Behold, ye cosmic adventurers, the hallowed charter of The Gentlemen’s Club! With a twinkle in our eyes and a penchant for mischief, we hereby decree this document to codify our antics, camaraderie, and utterly bonkers space escapades.
Article I: Purpose
Let it be known that the purpose of The Gentlemen’s Club is to fling ourselves headlong into the wild abyss of space in search of adventure, camaraderie, and the occasional lost sock. We vow to conquer the cosmos with style, swagger, and perhaps a dash of questionable decision-making.
Article II: Principles
Camaraderie: We shall stand by our fellow spacefarers through thick and thin, sharing laughs, tales, and the last packet of space snacks.
Honor: While we may bend the rules of the ‘verse like a cosmic pretzel, we shall never break the sacred code of intergalactic decency.
Exploration: From the farthest reaches of the galaxy to the nearest space diner, we shall boldly go where no one with a lick of sense has gone before.
Article III: Membership
Eligibility: All who dare to dream of space adventure and possess at least a modicum of charm are welcome to join our merry band.
Recruitment: Prospective members must prove themselves worthy by demonstrating a knack for hilarity, a love of shenanigans, and a willingness to embrace the absurdity of cosmic existence.
Rights and Responsibilities: Members have the right to partake in club tomfoolery and to contribute to our collective quest for cosmic chaos. However, they must also accept responsibility for any space hijinks that may ensue.
Article IV: Governance
Leadership: The club shall be led by a council of officers elected by popular vote, provided they can navigate a zero-gravity obstacle course blindfolded.
Decision-Making: Major decisions shall be made by tossing a space coin and consulting the nearest Magic 8-Ball. In matters of utmost importance, the club mascot (a sentient rubber duck named Quacken) shall have the final say.

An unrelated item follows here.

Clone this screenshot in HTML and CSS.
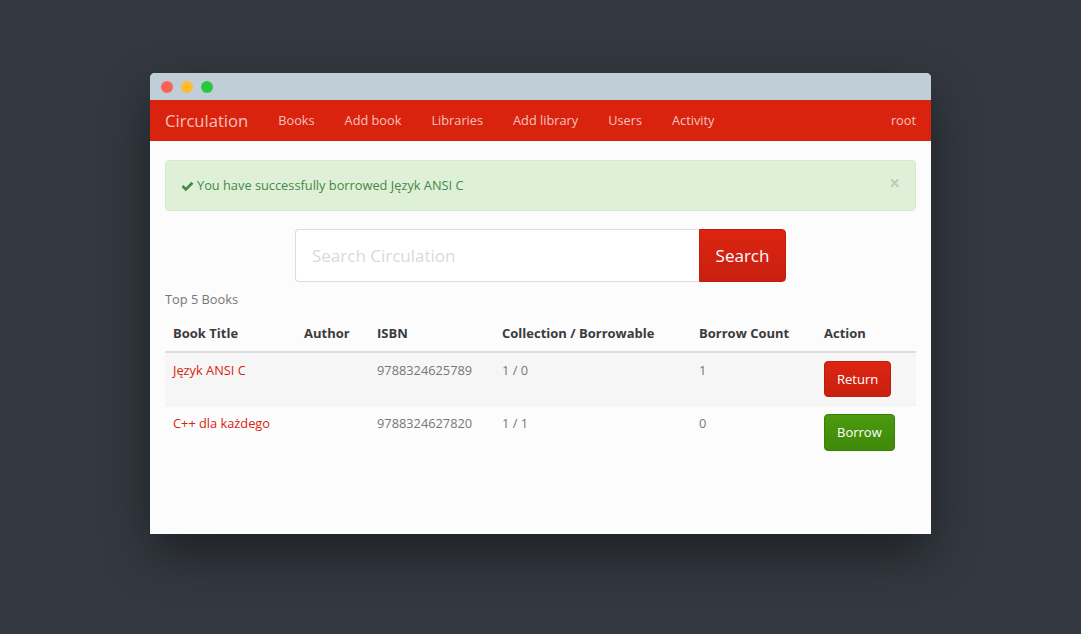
FILE: index.html
```html
<!DOCTYPE html>
<html lang="pl">
<head>
<meta charset="utf-8">
<title>Circulation</title>
<link rel="stylesheet" href="styles.css">
</head>
<body>
<div class="window">
  <div class="titlebar">
    <span class="dot dot-red"></span>
    <span class="dot dot-yellow"></span>
    <span class="dot dot-green"></span>
  </div>
  <nav class="navbar">
    <a class="brand" href="#">Circulation</a>
    <a class="nav-link" href="#">Books</a>
    <a class="nav-link" href="#">Add book</a>
    <a class="nav-link" href="#">Libraries</a>
    <a class="nav-link" href="#">Add library</a>
    <a class="nav-link" href="#">Users</a>
    <a class="nav-link" href="#">Activity</a>
    <a class="nav-link nav-right" href="#">root</a>
  </nav>
  <main class="content">
    <div class="alert">
      <svg class="check" viewBox="0 0 14 12" width="13" height="11"><path d="M0.5 6.5 L2.6 4.4 L5.2 7 L11.4 0.8 L13.5 2.9 L5.2 11.2 Z" fill="#468847"/></svg>
      <span>You have successfully borrowed Język ANSI C</span>
      <span class="close">×</span>
    </div>
    <form class="search">
      <input class="search-input" type="text" placeholder="Search Circulation">
      <button class="search-btn" type="button">Search</button>
    </form>
    <table class="books">
      <caption>Top 5 Books</caption>
      <thead>
        <tr>
          <th class="c1">Book Title</th>
          <th class="c2">Author</th>
          <th class="c3">ISBN</th>
          <th class="c4">Collection / Borrowable</th>
          <th class="c5">Borrow Count</th>
          <th class="c6">Action</th>
        </tr>
      </thead>
      <tbody>
        <tr class="striped">
          <td><a href="#">Język ANSI C</a></td>
          <td></td>
          <td>9788324625789</td>
          <td>1 / 0</td>
          <td>1</td>
          <td><button class="btn btn-return" type="button">Return</button></td>
        </tr>
        <tr>
          <td><a href="#">C++ dla każdego</a></td>
          <td></td>
          <td>9788324627820</td>
          <td>1 / 1</td>
          <td>0</td>
          <td><button class="btn btn-borrow" type="button">Borrow</button></td>
        </tr>
      </tbody>
    </table>
  </main>
</div>
</body>
</html>
```
FILE: styles.css
```css
html, body {
  margin: 0;
  padding: 0;
}
body {
  background: #343941;
  font-family: "Open Sans", "Noto Sans", sans-serif;
  font-size: 12.8px;
  line-height: 19px;
  color: #777;
  padding-top: 73px;
  height: 634px;
  box-sizing: border-box;
  overflow: hidden;
}
.window {
  width: 781px;
  height: 461px;
  margin: 0 auto;
  background: #fcfcfc;
  border-radius: 5px 5px 0 0;
  box-shadow: 0 20px 50px rgba(0, 0, 0, 0.45);
  overflow: hidden;
}
.titlebar {
  height: 27px;
  background: #c0ced8;
  box-sizing: border-box;
  padding: 8px 0 0 11px;
  display: flex;
  gap: 8px;
}
.dot {
  width: 12px;
  height: 12px;
  border-radius: 50%;
  display: block;
}
.dot-red { background: #fe5f57; }
.dot-yellow { background: #febc2e; }
.dot-green { background: #28c840; }

.navbar {
  height: 41px;
  background: #d9230f;
  display: flex;
  align-items: center;
}
.navbar a {
  text-decoration: none;
  color: #f6c2bb;
}
.brand {
  font-size: 16.6px;
  padding: 0 15px;
}
.nav-link {
  padding: 0 15px;
  font-size: 12.75px;
}
.nav-right {
  margin-left: auto;
}

.content {
  padding: 19px 15px 0;
}
.alert {
  position: relative;
  background: #dff0d8;
  border: 1px solid #d6e9c6;
  border-radius: 4px;
  color: #468847;
  padding: 15px;
  display: flex;
  align-items: center;
  gap: 3px;
  margin-bottom: 18px;
}
.check {
  display: block;
  margin-top: 1px;
}
.close {
  position: absolute;
  right: 15px;
  top: 13px;
  font-size: 19px;
  font-weight: bold;
  color: #000;
  opacity: 0.15;
  line-height: 19px;
}
.search {
  display: flex;
  width: 491px;
  margin: 0 auto;
}
.search-input {
  flex: 1;
  height: 53px;
  box-sizing: border-box;
  border: 1px solid #dcdcdc;
  border-right: none;
  border-radius: 4px 0 0 4px;
  background: #fff;
  padding: 0 16px;
  font-family: "Open Sans", "Noto Sans", sans-serif;
  font-size: 17px;
  color: #555;
  outline: none;
}
.search-input::placeholder {
  color: #dadada;
}
.search-btn {
  width: 87px;
  height: 53px;
  border: 1px solid #c11f0e;
  border-radius: 0 4px 4px 0;
  background: linear-gradient(#dc2511, #c72010);
  color: #fff;
  font-family: "Open Sans", "Noto Sans", sans-serif;
  font-size: 17px;
}

.books {
  width: 100%;
  border-collapse: collapse;
  table-layout: fixed;
}
.books caption {
  text-align: left;
  padding: 8px 0 7px;
  color: #777;
}
.books th {
  text-align: left;
  font-weight: bold;
  font-size: 13px;
  color: #3b3b3b;
  padding: 8px;
  border-bottom: 2px solid #ddd;
}
.books td {
  padding: 8px;
  vertical-align: top;
  border-top: 1px solid #f0f0f0;
  color: #777;
}
.books tbody tr:first-child td {
  border-top: none;
}
.books tr.striped td {
  background: #f6f6f6;
}
.c1 { width: 115px; }
.c2 { width: 57px; }
.c3 { width: 109px; }
.c4 { width: 181px; }
.c5 { width: 109px; }
.books td a {
  color: #d9230f;
  text-decoration: none;
}
.btn {
  font-family: "Open Sans", "Noto Sans", sans-serif;
  font-size: 13px;
  line-height: 19px;
  padding: 7px 12px 8px;
  border-radius: 4px;
  color: #fff;
  display: block;
}
.btn-return {
  background: linear-gradient(#dd2511, #c92010);
  border: 1px solid #b81d0d;
  padding: 8px 12px 7px;
}
.btn-borrow {
  background: linear-gradient(#4b9a0e, #3f8a0a);
  border: 1px solid #3a7d0a;
  padding: 8px 12px;
}
```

Amendments: This charter may be amended at any time, provided it results in at least three new inside jokes and one impromptu dance party.
Article V: Dissolution
In the unlikely event that The Gentlemen’s Club meets its demise, all assets shall be liquidated and converted into space-themed trinkets for future generations to cherish.
Conclusion:
In the spirit of cosmic absurdity and intergalactic hijinks, we, the undersigned members of The Gentlemen’s Club, hereby ratify this charter and pledge to uphold its principles with all the gravity of a helium balloon in a vacuum. Onward, fellow adventurers, to infinity and beyond – or at least until snack time!